Problem description: Without including any pictures, write out the listing below exactly.

Dataset excerpt:

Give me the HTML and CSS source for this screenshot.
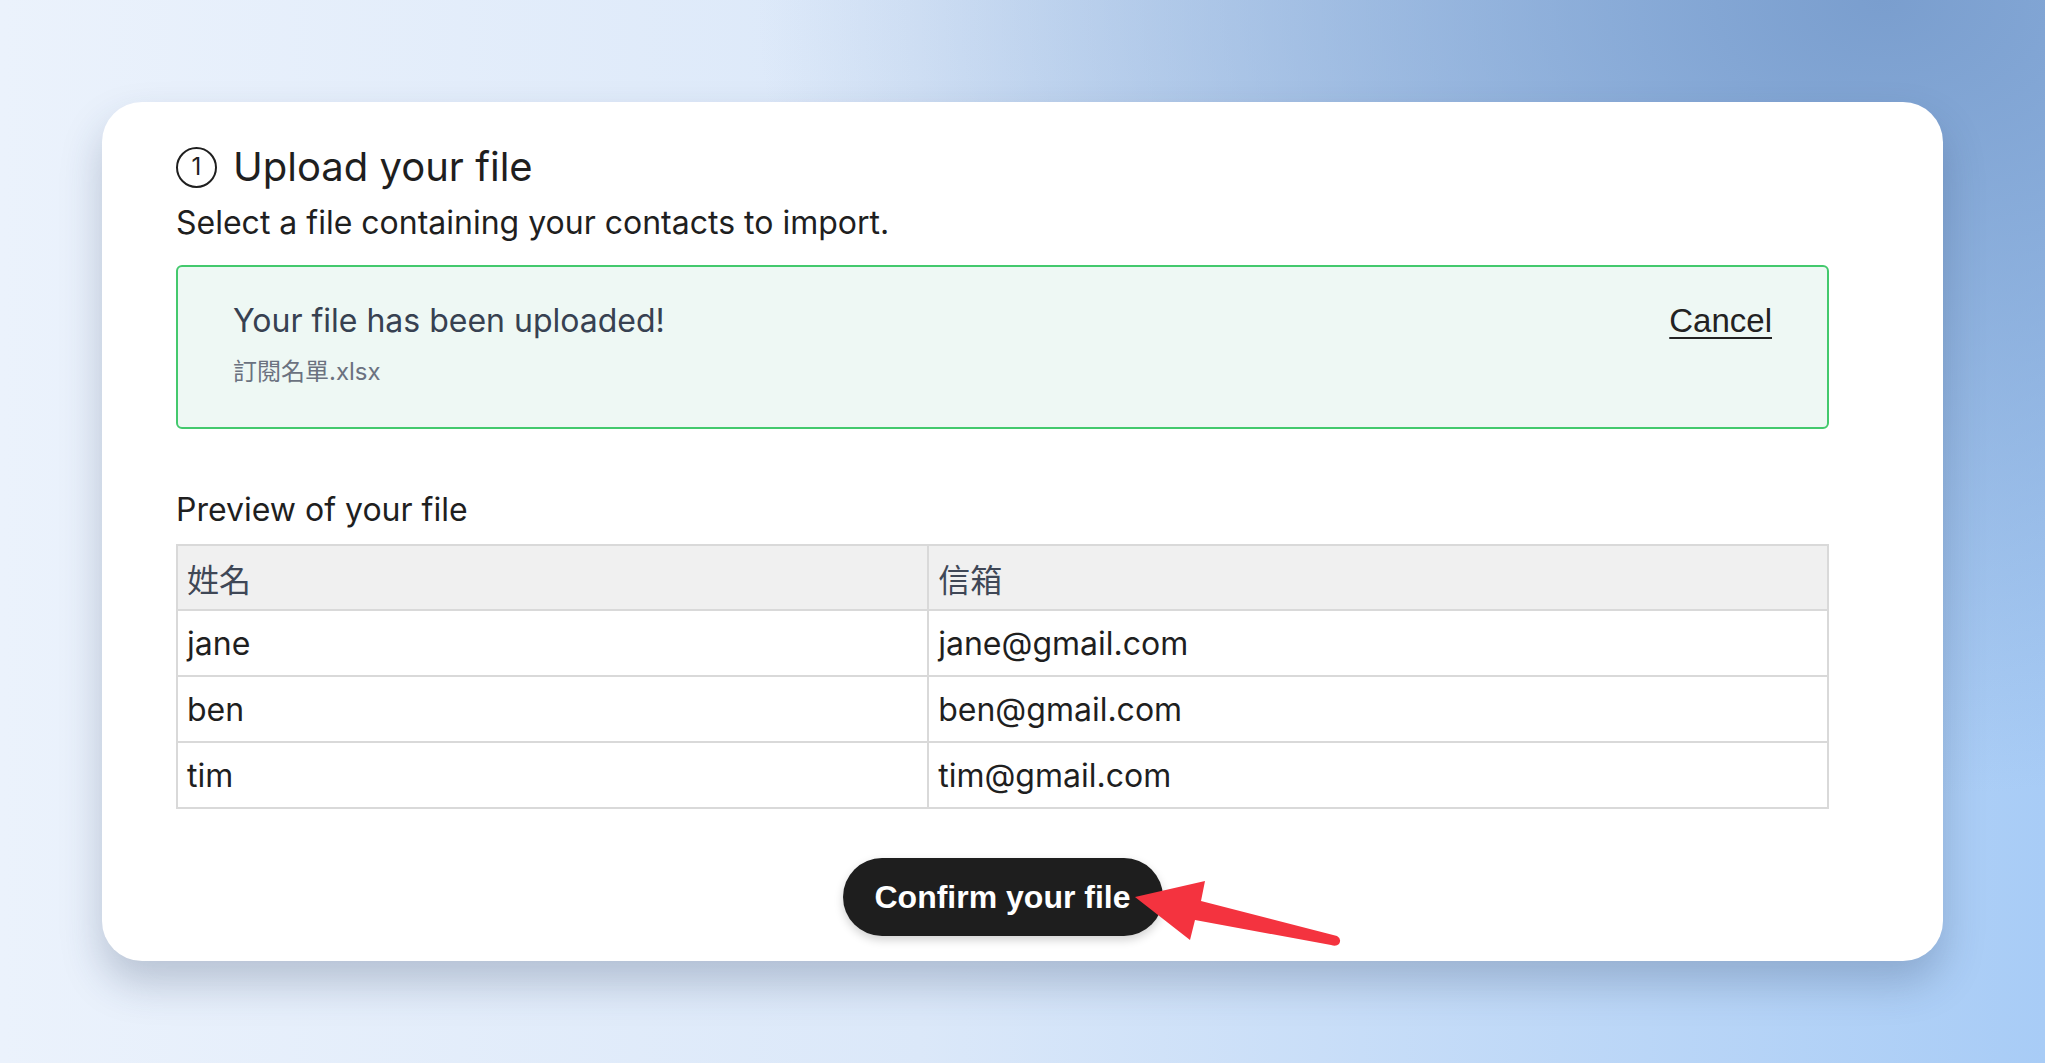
FILE: index.html
```html
<!DOCTYPE html>
<html lang="en">
<head>
    <meta charset="UTF-8">
    <meta name="viewport" content="width=device-width, initial-scale=1.0">
    <title>Import contacts</title>
    <link rel="stylesheet" href="styles.css">
</head>
<body>
    <div class="card">
        <div class="content">
            <!-- Krok 1 -->
            <h1 class="step-title"><span class="step-num">1</span>Upload your file</h1>
            <p class="step-desc">Select a file containing your contacts to import.</p>

            <div class="upload-box">
                <div class="upload-info">
                    <div class="upload-msg">Your file has been uploaded!</div>
                    <div class="upload-name">訂閱名單.xlsx</div>
                </div>
                <a href="#" class="cancel">Cancel</a>
            </div>

            <h2 class="preview-title">Preview of your file</h2>
            <table class="preview">
                <thead>
                    <tr><th class="col-name">姓名</th><th>信箱</th></tr>
                </thead>
                <tbody>
                    <tr><td>jane</td><td>jane@gmail.com</td></tr>
                    <tr><td>ben</td><td>ben@gmail.com</td></tr>
                    <tr><td>tim</td><td>tim@gmail.com</td></tr>
                </tbody>
            </table>

            <div class="actions">
                <button class="confirm">Confirm your file</button>
            </div>
        </div>

        <!-- strzałka wskazująca przycisk -->
        <svg class="pointer" width="220" height="80" viewBox="0 0 220 80">
            <path d="M2 18 L72 2 L68 22 L204 57 Q209 60 206 65 Q203 68 198 66 L62 41 L57 61 Z" fill="#f4333f"/>
        </svg>
    </div>
</body>
</html>
```

FILE: styles.css
```css
body {
    margin: 0;
    min-height: 1063px;
    font-family: Inter, "Noto Sans CJK TC", sans-serif;
    color: #1f1f1f;
    background:
        radial-gradient(ellipse 55% 75% at 92% 0%, rgba(122, 158, 206, 1) 0%, rgba(122, 158, 206, 0) 100%),
        linear-gradient(90deg, #ebf2fc 0%, #dbe8f9 45%, #a8ccf6 100%);
    padding: 102px 102px 0;
    box-sizing: border-box;
}
.card {
    position: relative;
    width: 1841px;
    height: 859px;
    background: #fff;
    border-radius: 40px;
    box-shadow: 0 22px 40px rgba(40, 60, 95, 0.25);
    padding: 40px 114px 0 74px;
    box-sizing: border-box;
}
.content {
    width: 1653px;
}
.step-title {
    display: flex;
    align-items: center;
    gap: 16px;
    margin: 0;
    font-size: 40px;
    font-weight: 400;
    line-height: 50px;
}
.step-num {
    width: 37px;
    height: 37px;
    border: 2.5px solid #1f1f1f;
    border-radius: 50%;
    display: flex;
    justify-content: center;
    align-items: center;
    font-size: 24px;
    font-weight: 400;
}
.step-desc {
    margin: 11px 0 0;
    font-size: 32px;
    line-height: 40px;
}
.upload-box {
    margin-top: 22px;
    height: 164px;
    box-sizing: border-box;
    border: 2px solid #43c96d;
    border-radius: 6px;
    background: #eef8f4;
    padding: 34px 55px 0 55px;
    display: flex;
    justify-content: space-between;
    align-items: flex-start;
}
.upload-msg {
    font-size: 32px;
    line-height: 40px;
    color: #374151;
}
.upload-name {
    margin-top: 16px;
    font-size: 24px;
    line-height: 30px;
    color: #6b7280;
}
.cancel {
    font-family: "Liberation Sans", Arial, sans-serif;
    font-size: 33px;
    line-height: 40px;
    color: #222;
    text-decoration: underline;
    text-decoration-thickness: 2px;
    text-underline-offset: 5px;
}
.preview-title {
    margin: 61px 0 0;
    font-size: 32px;
    font-weight: 400;
    line-height: 40px;
}
.preview {
    margin-top: 14px;
    width: 100%;
    border-collapse: collapse;
    font-size: 32px;
}
.preview th,
.preview td {
    border: 2px solid #d9d9d9;
    height: 64px;
    padding: 0 9px;
    text-align: left;
    font-weight: 400;
}
.preview th {
    background: #f0f0f0;
    color: #3f4756;
    height: 63px;
}
.col-name {
    width: 45.5%;
}
.actions {
    display: flex;
    justify-content: center;
    margin-top: 49px;
}
.confirm {
    font-family: "Liberation Sans", Arial, sans-serif;
    font-size: 32px;
    font-weight: bold;
    color: #fff;
    background: #1e1e1e;
    border: none;
    border-radius: 39px;
    width: 320px;
    height: 78px;
    box-shadow: 0 4px 10px rgba(0, 0, 0, 0.18);
    cursor: pointer;
}
.pointer {
    position: absolute;
    left: 1031px;
    top: 777px;
}
```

The answer:
Give me the HTML and CSS source for this screenshot.
FILE: index.html
```html
<!DOCTYPE html>
<html lang="en">
<head>
    <meta charset="UTF-8">
    <meta name="viewport" content="width=device-width, initial-scale=1.0">
    <title>Import contacts</title>
    <link rel="stylesheet" href="styles.css">
</head>
<body>
    <div class="card">
        <div class="content">
            <!-- Krok 1 -->
            <h1 class="step-title"><span class="step-num">1</span>Upload your file</h1>
            <p class="step-desc">Select a file containing your contacts to import.</p>

            <div class="upload-box">
                <div class="upload-info">
                    <div class="upload-msg">Your file has been uploaded!</div>
                    <div class="upload-name">訂閱名單.xlsx</div>
                </div>
                <a href="#" class="cancel">Cancel</a>
            </div>

            <h2 class="preview-title">Preview of your file</h2>
            <table class="preview">
                <thead>
                    <tr><th class="col-name">姓名</th><th>信箱</th></tr>
                </thead>
                <tbody>
                    <tr><td>jane</td><td>jane@gmail.com</td></tr>
                    <tr><td>ben</td><td>ben@gmail.com</td></tr>
                    <tr><td>tim</td><td>tim@gmail.com</td></tr>
                </tbody>
            </table>

            <div class="actions">
                <button class="confirm">Confirm your file</button>
            </div>
        </div>

        <!-- strzałka wskazująca przycisk -->
        <svg class="pointer" width="220" height="80" viewBox="0 0 220 80">
            <path d="M2 18 L72 2 L68 22 L204 57 Q209 60 206 65 Q203 68 198 66 L62 41 L57 61 Z" fill="#f4333f"/>
        </svg>
    </div>
</body>
</html>
```

FILE: styles.css
```css
body {
    margin: 0;
    min-height: 1063px;
    font-family: Inter, "Noto Sans CJK TC", sans-serif;
    color: #1f1f1f;
    background:
        radial-gradient(ellipse 55% 75% at 92% 0%, rgba(122, 158, 206, 1) 0%, rgba(122, 158, 206, 0) 100%),
        linear-gradient(90deg, #ebf2fc 0%, #dbe8f9 45%, #a8ccf6 100%);
    padding: 102px 102px 0;
    box-sizing: border-box;
}
.card {
    position: relative;
    width: 1841px;
    height: 859px;
    background: #fff;
    border-radius: 40px;
    box-shadow: 0 22px 40px rgba(40, 60, 95, 0.25);
    padding: 40px 114px 0 74px;
    box-sizing: border-box;
}
.content {
    width: 1653px;
}
.step-title {
    display: flex;
    align-items: center;
    gap: 16px;
    margin: 0;
    font-size: 40px;
    font-weight: 400;
    line-height: 50px;
}
.step-num {
    width: 37px;
    height: 37px;
    border: 2.5px solid #1f1f1f;
    border-radius: 50%;
    display: flex;
    justify-content: center;
    align-items: center;
    font-size: 24px;
    font-weight: 400;
}
.step-desc {
    margin: 11px 0 0;
    font-size: 32px;
    line-height: 40px;
}
.upload-box {
    margin-top: 22px;
    height: 164px;
    box-sizing: border-box;
    border: 2px solid #43c96d;
    border-radius: 6px;
    background: #eef8f4;
    padding: 34px 55px 0 55px;
    display: flex;
    justify-content: space-between;
    align-items: flex-start;
}
.upload-msg {
    font-size: 32px;
    line-height: 40px;
    color: #374151;
}
.upload-name {
    margin-top: 16px;
    font-size: 24px;
    line-height: 30px;
    color: #6b7280;
}
.cancel {
    font-family: "Liberation Sans", Arial, sans-serif;
    font-size: 33px;
    line-height: 40px;
    color: #222;
    text-decoration: underline;
    text-decoration-thickness: 2px;
    text-underline-offset: 5px;
}
.preview-title {
    margin: 61px 0 0;
    font-size: 32px;
    font-weight: 400;
    line-height: 40px;
}
.preview {
    margin-top: 14px;
    width: 100%;
    border-collapse: collapse;
    font-size: 32px;
}
.preview th,
.preview td {
    border: 2px solid #d9d9d9;
    height: 64px;
    padding: 0 9px;
    text-align: left;
    font-weight: 400;
}
.preview th {
    background: #f0f0f0;
    color: #3f4756;
    height: 63px;
}
.col-name {
    width: 45.5%;
}
.actions {
    display: flex;
    justify-content: center;
    margin-top: 49px;
}
.confirm {
    font-family: "Liberation Sans", Arial, sans-serif;
    font-size: 32px;
    font-weight: bold;
    color: #fff;
    background: #1e1e1e;
    border: none;
    border-radius: 39px;
    width: 320px;
    height: 78px;
    box-shadow: 0 4px 10px rgba(0, 0, 0, 0.18);
    cursor: pointer;
}
.pointer {
    position: absolute;
    left: 1031px;
    top: 777px;
}
```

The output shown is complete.